State how many lines of the entries include the string "React", please, leaving out everything but the number.

=== The records ===
--

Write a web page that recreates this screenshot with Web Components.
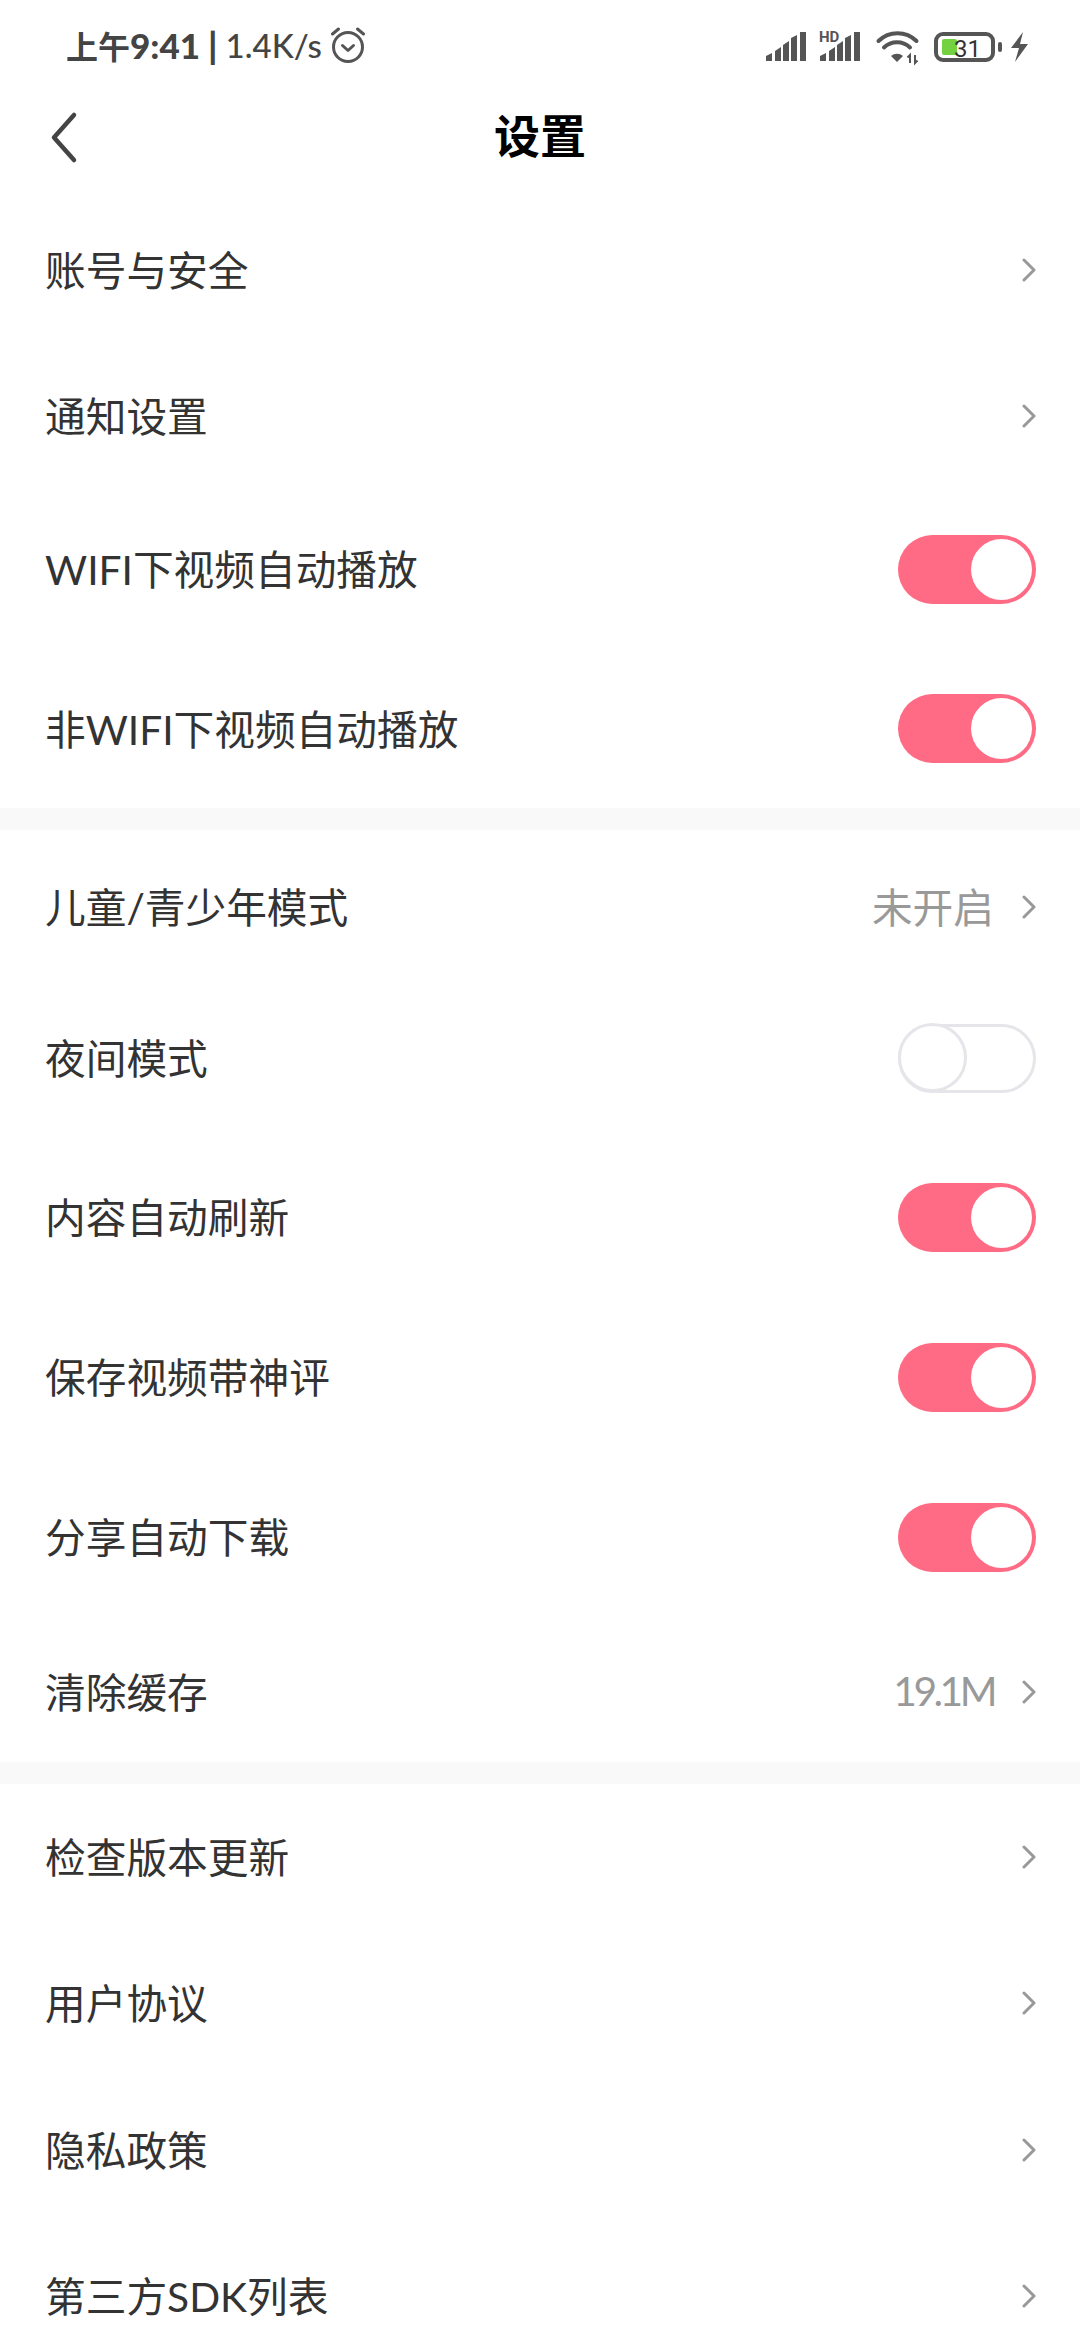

--

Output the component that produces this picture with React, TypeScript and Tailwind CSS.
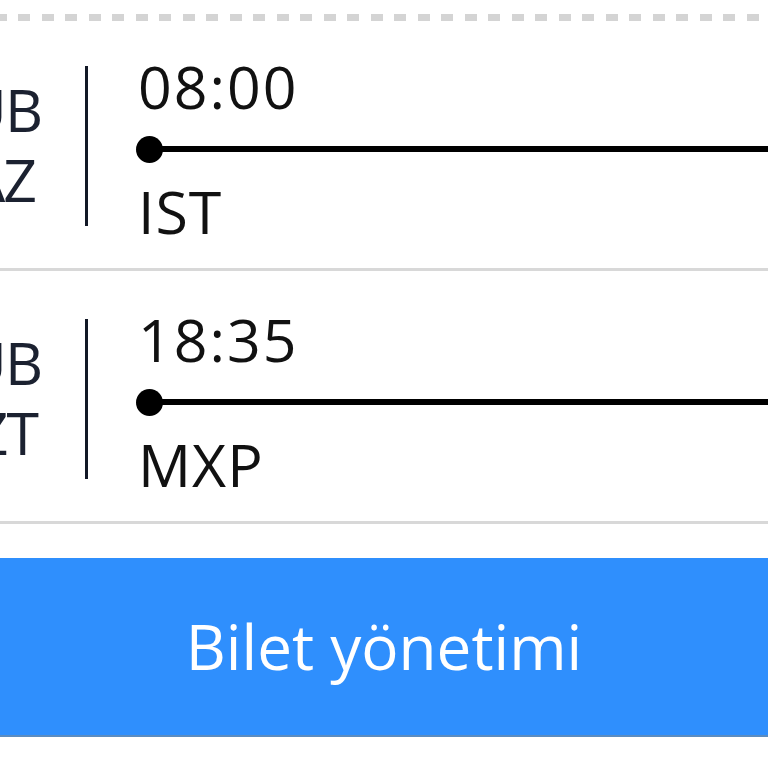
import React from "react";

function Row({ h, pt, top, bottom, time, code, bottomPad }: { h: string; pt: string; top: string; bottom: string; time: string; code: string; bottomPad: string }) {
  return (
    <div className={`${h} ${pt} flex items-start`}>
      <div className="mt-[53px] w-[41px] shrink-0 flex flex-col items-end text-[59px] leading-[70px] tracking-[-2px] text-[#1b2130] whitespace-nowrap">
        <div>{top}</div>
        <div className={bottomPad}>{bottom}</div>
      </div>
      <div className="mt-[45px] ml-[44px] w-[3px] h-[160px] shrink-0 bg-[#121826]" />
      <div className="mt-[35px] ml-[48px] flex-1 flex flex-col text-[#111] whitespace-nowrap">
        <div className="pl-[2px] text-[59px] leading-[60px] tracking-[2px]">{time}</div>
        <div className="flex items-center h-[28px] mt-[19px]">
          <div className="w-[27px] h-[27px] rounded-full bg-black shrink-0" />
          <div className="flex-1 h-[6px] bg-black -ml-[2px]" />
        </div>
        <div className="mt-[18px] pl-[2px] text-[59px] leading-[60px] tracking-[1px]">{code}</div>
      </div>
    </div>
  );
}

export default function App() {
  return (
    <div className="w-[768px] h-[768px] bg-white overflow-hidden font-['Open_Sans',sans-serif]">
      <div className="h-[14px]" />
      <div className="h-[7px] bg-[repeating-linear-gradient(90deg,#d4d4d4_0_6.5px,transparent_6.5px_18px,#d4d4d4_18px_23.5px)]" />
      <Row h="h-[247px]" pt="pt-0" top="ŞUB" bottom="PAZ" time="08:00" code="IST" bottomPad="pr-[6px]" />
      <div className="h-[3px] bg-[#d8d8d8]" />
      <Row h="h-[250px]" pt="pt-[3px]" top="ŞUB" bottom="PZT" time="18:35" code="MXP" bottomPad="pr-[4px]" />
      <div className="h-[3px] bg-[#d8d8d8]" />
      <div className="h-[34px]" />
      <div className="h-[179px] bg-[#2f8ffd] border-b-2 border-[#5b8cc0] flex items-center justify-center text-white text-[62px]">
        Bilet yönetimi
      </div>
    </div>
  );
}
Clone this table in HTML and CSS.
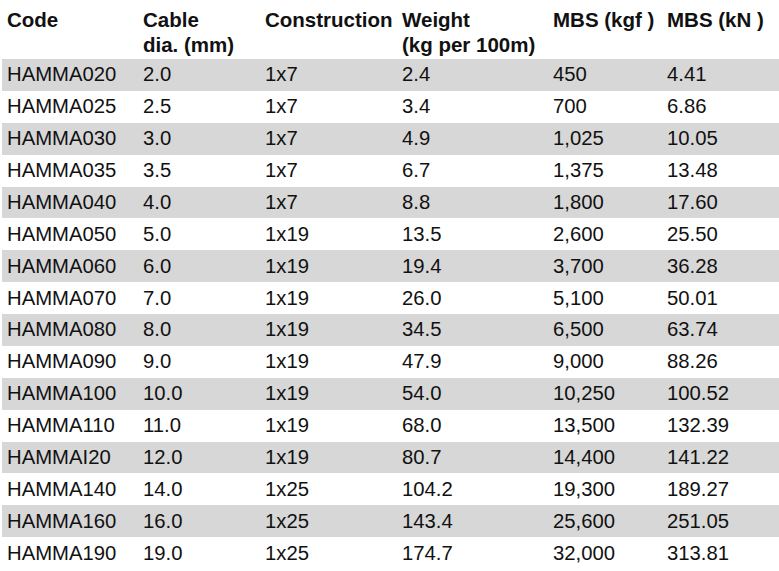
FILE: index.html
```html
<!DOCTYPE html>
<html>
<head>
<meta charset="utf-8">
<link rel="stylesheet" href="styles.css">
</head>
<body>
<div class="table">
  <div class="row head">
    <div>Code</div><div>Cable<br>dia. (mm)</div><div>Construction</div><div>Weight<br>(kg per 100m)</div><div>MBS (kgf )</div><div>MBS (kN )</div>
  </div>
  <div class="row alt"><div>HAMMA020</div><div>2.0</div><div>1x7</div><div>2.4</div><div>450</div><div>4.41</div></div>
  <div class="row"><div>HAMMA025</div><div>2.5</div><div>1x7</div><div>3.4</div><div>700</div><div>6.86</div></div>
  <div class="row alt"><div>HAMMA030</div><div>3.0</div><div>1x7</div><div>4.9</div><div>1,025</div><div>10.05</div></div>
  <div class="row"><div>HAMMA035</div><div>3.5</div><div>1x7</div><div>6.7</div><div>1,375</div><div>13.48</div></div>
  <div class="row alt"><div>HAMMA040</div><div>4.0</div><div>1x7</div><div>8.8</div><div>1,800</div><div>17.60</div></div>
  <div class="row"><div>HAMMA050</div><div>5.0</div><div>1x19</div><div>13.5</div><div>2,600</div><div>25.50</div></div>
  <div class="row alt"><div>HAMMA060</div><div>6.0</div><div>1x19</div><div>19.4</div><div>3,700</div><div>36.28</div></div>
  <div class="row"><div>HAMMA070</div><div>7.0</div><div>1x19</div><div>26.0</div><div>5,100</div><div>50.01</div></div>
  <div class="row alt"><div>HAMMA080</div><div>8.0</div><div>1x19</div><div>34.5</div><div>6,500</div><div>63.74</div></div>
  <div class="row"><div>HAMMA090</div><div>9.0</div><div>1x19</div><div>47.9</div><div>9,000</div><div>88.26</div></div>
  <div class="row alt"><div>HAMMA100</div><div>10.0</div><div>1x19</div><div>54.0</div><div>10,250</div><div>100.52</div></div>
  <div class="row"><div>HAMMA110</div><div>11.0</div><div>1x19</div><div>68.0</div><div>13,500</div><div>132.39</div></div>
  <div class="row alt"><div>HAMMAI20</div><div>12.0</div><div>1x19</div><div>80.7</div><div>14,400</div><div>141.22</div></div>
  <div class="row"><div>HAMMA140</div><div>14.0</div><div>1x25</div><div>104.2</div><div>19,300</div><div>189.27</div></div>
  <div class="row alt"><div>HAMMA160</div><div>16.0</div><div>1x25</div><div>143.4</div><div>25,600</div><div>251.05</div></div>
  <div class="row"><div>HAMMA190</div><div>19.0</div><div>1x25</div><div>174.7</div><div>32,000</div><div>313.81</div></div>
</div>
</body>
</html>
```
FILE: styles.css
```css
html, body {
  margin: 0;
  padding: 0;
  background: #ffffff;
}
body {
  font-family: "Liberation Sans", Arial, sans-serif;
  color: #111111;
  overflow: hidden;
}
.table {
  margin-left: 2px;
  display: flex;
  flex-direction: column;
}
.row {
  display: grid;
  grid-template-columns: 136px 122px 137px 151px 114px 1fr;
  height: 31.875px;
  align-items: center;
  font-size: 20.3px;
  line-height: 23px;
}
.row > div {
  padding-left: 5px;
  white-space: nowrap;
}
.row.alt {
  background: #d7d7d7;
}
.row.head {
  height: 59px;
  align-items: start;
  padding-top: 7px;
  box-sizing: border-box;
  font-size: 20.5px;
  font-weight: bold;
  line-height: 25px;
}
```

--

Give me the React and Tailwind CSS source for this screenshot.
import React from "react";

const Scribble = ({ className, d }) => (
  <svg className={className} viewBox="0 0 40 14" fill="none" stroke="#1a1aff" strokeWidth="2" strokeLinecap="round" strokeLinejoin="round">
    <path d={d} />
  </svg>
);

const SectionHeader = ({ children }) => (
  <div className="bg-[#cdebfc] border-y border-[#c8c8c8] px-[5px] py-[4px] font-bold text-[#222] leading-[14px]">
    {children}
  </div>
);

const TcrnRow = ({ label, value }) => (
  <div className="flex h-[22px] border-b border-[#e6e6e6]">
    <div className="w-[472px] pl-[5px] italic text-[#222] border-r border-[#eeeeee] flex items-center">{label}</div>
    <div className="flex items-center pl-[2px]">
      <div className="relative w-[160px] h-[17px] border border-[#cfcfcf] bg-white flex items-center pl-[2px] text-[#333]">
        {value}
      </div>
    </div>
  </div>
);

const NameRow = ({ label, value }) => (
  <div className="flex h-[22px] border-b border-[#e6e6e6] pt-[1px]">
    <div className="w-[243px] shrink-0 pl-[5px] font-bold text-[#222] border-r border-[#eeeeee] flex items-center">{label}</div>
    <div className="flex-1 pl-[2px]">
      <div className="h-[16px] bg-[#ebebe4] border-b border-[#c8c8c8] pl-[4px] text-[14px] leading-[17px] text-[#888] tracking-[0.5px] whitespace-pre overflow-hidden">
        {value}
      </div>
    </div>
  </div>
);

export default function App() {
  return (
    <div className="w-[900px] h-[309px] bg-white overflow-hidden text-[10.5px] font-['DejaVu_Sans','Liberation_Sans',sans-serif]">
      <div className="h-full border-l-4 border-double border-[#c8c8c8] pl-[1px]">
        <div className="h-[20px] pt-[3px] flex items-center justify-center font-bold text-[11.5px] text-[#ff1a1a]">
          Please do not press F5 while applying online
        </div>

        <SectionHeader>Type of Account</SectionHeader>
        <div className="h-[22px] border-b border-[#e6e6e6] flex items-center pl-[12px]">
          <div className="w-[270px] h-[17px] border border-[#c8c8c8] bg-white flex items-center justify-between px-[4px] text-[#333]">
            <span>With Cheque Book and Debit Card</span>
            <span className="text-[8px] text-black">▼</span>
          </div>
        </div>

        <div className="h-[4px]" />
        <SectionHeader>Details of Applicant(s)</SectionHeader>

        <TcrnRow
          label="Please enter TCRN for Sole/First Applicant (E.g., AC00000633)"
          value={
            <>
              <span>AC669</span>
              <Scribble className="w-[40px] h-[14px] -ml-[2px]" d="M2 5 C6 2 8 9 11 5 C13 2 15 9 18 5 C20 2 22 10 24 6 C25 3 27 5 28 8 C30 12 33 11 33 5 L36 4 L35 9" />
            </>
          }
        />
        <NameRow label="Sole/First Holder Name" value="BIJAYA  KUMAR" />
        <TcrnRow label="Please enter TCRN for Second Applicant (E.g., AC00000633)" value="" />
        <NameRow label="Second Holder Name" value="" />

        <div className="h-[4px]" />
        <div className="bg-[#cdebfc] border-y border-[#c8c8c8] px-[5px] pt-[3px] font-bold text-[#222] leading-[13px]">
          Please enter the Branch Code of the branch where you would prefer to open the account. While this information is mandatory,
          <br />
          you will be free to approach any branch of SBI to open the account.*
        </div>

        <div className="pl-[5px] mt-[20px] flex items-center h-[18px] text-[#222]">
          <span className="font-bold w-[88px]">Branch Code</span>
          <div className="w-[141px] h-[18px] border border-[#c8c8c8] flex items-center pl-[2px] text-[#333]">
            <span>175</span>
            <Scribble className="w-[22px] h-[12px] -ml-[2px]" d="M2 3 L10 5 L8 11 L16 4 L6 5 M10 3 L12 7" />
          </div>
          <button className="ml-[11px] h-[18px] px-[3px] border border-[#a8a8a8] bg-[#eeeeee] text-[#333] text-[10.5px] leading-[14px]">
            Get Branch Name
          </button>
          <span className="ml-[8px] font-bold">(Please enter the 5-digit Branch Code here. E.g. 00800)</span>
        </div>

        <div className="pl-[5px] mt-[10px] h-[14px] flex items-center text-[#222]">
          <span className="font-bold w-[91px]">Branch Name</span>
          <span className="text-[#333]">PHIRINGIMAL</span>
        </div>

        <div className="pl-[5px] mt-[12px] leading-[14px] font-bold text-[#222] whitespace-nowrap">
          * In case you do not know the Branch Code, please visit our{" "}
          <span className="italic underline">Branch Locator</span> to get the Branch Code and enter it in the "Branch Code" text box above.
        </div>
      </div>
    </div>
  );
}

--

=== Reply to the exercise ===
4